Some observers say his fall from grace last year, and the subsequent move to rise politically following, still complicates his efforts to present himself as a principled opponent of the Ruto administration. As the 2027 polls inch closer, Kenya appears headed for a high-stakes political duel between two former allies turned rivals.
Hustler 2.0, it seems, is Gachagua’s attempt to beat Ruto at his own game. Whether or not it succeeds will depend on how deeply the people still believe in the promises first made — and now seemingly broken.
Political analyst Prof Gitile Naituli of the Multi Media University of Kenya insists there is need to restore sovereignty and rebuild a nation based on values.
“When leaders govern aligned with truth, nations thrive,” he says. But when there is no integrity, things fall apart “no matter how elaborate the constitutions or how sophisticated the systems”.
“In Kenya today, we are paying the price for forgetting this. We have treated power as a trophy to be seized, not a trust to be stewarded. We have allowed governance to be reduced to tribal arithmetic and legal trickery. We have permitted elections to become managed spectacles instead of living expressions of the people's sovereign will,” Prof Naituli said.
No administration, no law, no propaganda, he says, can erase the sovereign power that resides permanently in the people.

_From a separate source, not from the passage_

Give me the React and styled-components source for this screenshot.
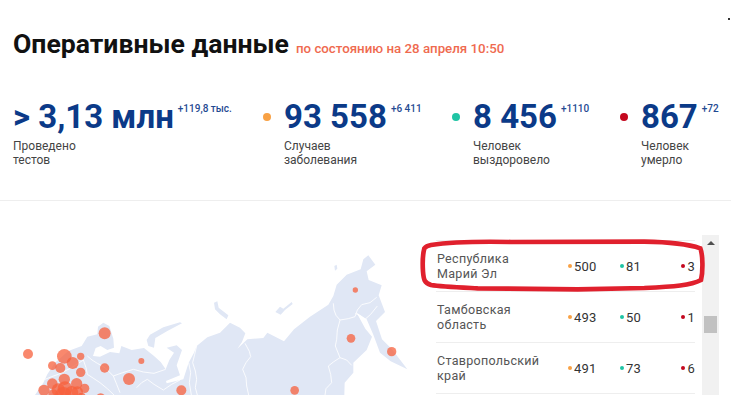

“Sovereignty is not given by governments. It is breathed into every citizen at birth. The urgent task before Kenya is not merely political reform. It is spiritual and civic remembrance. We must rebuild governance, law, education, and public life upon the real foundations of truth over manipulation, stewardship over exploitation, unity over division and natural law over systemic distortion.”
Notable politicians have been given roles in Mr Gachagua’s new outfit. They include Mithika Linturi (interim National Organizing Secretary), Cate Waruguru (National Women's Leader) and former Limuru MP Peter Mwathi (interim Deputy Party chair of strategy).
Others are veteran politician Maina Kamanda (Chairperson of the Council of Eminent Persons) and ex-Kasarani MP Mercy Gakuya (Secretary for Education).